=== DATASET CONTENT ===

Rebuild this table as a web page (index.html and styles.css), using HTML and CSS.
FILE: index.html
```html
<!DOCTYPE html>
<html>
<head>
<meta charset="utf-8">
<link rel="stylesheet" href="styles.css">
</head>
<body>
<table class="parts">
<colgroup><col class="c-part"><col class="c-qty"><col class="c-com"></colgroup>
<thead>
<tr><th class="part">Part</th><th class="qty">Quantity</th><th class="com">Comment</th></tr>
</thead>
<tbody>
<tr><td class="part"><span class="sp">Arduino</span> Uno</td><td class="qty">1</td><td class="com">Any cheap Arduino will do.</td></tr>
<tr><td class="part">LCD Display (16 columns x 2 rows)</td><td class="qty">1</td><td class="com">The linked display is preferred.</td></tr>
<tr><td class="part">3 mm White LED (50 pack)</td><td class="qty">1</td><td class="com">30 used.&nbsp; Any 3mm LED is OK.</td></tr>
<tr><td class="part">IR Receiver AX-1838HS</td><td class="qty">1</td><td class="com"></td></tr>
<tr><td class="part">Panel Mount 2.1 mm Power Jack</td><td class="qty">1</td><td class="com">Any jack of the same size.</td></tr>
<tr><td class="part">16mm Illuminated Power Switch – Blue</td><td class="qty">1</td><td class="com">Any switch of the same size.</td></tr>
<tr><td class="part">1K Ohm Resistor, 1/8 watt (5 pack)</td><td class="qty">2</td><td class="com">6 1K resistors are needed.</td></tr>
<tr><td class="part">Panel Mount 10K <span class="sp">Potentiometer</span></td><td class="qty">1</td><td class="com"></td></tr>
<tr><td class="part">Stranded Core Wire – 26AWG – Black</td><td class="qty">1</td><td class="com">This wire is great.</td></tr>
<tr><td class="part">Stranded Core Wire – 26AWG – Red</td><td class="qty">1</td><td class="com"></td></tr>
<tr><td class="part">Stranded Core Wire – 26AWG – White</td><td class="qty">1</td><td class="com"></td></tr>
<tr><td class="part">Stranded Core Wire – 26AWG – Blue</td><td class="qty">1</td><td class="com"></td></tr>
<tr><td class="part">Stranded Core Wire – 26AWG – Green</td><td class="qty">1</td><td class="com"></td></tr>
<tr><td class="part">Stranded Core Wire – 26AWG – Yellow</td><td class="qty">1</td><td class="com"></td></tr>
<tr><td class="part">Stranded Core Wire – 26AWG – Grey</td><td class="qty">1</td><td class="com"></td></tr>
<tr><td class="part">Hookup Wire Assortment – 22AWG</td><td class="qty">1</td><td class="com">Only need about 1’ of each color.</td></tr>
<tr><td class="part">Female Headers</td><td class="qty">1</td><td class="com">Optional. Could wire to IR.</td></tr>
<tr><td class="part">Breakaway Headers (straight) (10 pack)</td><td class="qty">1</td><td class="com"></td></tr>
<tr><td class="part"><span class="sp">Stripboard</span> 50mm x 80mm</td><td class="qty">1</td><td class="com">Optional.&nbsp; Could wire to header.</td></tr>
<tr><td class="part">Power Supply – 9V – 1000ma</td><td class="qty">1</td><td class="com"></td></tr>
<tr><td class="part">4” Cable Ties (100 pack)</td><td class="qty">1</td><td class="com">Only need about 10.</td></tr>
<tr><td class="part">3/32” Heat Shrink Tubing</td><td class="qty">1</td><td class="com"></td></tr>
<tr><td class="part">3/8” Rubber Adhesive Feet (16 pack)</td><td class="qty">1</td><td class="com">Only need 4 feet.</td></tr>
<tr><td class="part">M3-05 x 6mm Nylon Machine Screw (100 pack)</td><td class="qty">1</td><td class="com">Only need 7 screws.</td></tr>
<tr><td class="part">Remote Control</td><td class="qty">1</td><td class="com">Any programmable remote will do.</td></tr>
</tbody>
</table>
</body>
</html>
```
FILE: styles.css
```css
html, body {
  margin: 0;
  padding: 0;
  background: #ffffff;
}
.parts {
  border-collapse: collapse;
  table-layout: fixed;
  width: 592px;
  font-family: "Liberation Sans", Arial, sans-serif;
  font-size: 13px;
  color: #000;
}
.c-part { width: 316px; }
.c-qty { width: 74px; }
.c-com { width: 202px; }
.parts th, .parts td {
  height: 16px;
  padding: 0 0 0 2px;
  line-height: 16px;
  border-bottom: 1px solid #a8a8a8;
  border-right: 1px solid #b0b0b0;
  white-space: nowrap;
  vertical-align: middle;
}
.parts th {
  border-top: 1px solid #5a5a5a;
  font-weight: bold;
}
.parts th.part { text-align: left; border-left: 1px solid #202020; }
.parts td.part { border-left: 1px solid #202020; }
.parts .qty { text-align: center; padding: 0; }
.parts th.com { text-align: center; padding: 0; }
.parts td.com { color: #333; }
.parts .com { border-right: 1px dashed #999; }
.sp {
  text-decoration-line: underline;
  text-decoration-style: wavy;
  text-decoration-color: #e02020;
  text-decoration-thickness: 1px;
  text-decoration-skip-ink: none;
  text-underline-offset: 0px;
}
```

===

WHAT THE TASK REQUIRES — Write out the whole listing exactly.

SOLUTION TO THE PROBLEM —
Rebuild this table as a web page (index.html and styles.css), using HTML and CSS.
FILE: index.html
```html
<!DOCTYPE html>
<html>
<head>
<meta charset="utf-8">
<link rel="stylesheet" href="styles.css">
</head>
<body>
<table class="parts">
<colgroup><col class="c-part"><col class="c-qty"><col class="c-com"></colgroup>
<thead>
<tr><th class="part">Part</th><th class="qty">Quantity</th><th class="com">Comment</th></tr>
</thead>
<tbody>
<tr><td class="part"><span class="sp">Arduino</span> Uno</td><td class="qty">1</td><td class="com">Any cheap Arduino will do.</td></tr>
<tr><td class="part">LCD Display (16 columns x 2 rows)</td><td class="qty">1</td><td class="com">The linked display is preferred.</td></tr>
<tr><td class="part">3 mm White LED (50 pack)</td><td class="qty">1</td><td class="com">30 used.&nbsp; Any 3mm LED is OK.</td></tr>
<tr><td class="part">IR Receiver AX-1838HS</td><td class="qty">1</td><td class="com"></td></tr>
<tr><td class="part">Panel Mount 2.1 mm Power Jack</td><td class="qty">1</td><td class="com">Any jack of the same size.</td></tr>
<tr><td class="part">16mm Illuminated Power Switch – Blue</td><td class="qty">1</td><td class="com">Any switch of the same size.</td></tr>
<tr><td class="part">1K Ohm Resistor, 1/8 watt (5 pack)</td><td class="qty">2</td><td class="com">6 1K resistors are needed.</td></tr>
<tr><td class="part">Panel Mount 10K <span class="sp">Potentiometer</span></td><td class="qty">1</td><td class="com"></td></tr>
<tr><td class="part">Stranded Core Wire – 26AWG – Black</td><td class="qty">1</td><td class="com">This wire is great.</td></tr>
<tr><td class="part">Stranded Core Wire – 26AWG – Red</td><td class="qty">1</td><td class="com"></td></tr>
<tr><td class="part">Stranded Core Wire – 26AWG – White</td><td class="qty">1</td><td class="com"></td></tr>
<tr><td class="part">Stranded Core Wire – 26AWG – Blue</td><td class="qty">1</td><td class="com"></td></tr>
<tr><td class="part">Stranded Core Wire – 26AWG – Green</td><td class="qty">1</td><td class="com"></td></tr>
<tr><td class="part">Stranded Core Wire – 26AWG – Yellow</td><td class="qty">1</td><td class="com"></td></tr>
<tr><td class="part">Stranded Core Wire – 26AWG – Grey</td><td class="qty">1</td><td class="com"></td></tr>
<tr><td class="part">Hookup Wire Assortment – 22AWG</td><td class="qty">1</td><td class="com">Only need about 1’ of each color.</td></tr>
<tr><td class="part">Female Headers</td><td class="qty">1</td><td class="com">Optional. Could wire to IR.</td></tr>
<tr><td class="part">Breakaway Headers (straight) (10 pack)</td><td class="qty">1</td><td class="com"></td></tr>
<tr><td class="part"><span class="sp">Stripboard</span> 50mm x 80mm</td><td class="qty">1</td><td class="com">Optional.&nbsp; Could wire to header.</td></tr>
<tr><td class="part">Power Supply – 9V – 1000ma</td><td class="qty">1</td><td class="com"></td></tr>
<tr><td class="part">4” Cable Ties (100 pack)</td><td class="qty">1</td><td class="com">Only need about 10.</td></tr>
<tr><td class="part">3/32” Heat Shrink Tubing</td><td class="qty">1</td><td class="com"></td></tr>
<tr><td class="part">3/8” Rubber Adhesive Feet (16 pack)</td><td class="qty">1</td><td class="com">Only need 4 feet.</td></tr>
<tr><td class="part">M3-05 x 6mm Nylon Machine Screw (100 pack)</td><td class="qty">1</td><td class="com">Only need 7 screws.</td></tr>
<tr><td class="part">Remote Control</td><td class="qty">1</td><td class="com">Any programmable remote will do.</td></tr>
</tbody>
</table>
</body>
</html>
```
FILE: styles.css
```css
html, body {
  margin: 0;
  padding: 0;
  background: #ffffff;
}
.parts {
  border-collapse: collapse;
  table-layout: fixed;
  width: 592px;
  font-family: "Liberation Sans", Arial, sans-serif;
  font-size: 13px;
  color: #000;
}
.c-part { width: 316px; }
.c-qty { width: 74px; }
.c-com { width: 202px; }
.parts th, .parts td {
  height: 16px;
  padding: 0 0 0 2px;
  line-height: 16px;
  border-bottom: 1px solid #a8a8a8;
  border-right: 1px solid #b0b0b0;
  white-space: nowrap;
  vertical-align: middle;
}
.parts th {
  border-top: 1px solid #5a5a5a;
  font-weight: bold;
}
.parts th.part { text-align: left; border-left: 1px solid #202020; }
.parts td.part { border-left: 1px solid #202020; }
.parts .qty { text-align: center; padding: 0; }
.parts th.com { text-align: center; padding: 0; }
.parts td.com { color: #333; }
.parts .com { border-right: 1px dashed #999; }
.sp {
  text-decoration-line: underline;
  text-decoration-style: wavy;
  text-decoration-color: #e02020;
  text-decoration-thickness: 1px;
  text-decoration-skip-ink: none;
  text-underline-offset: 0px;
}
```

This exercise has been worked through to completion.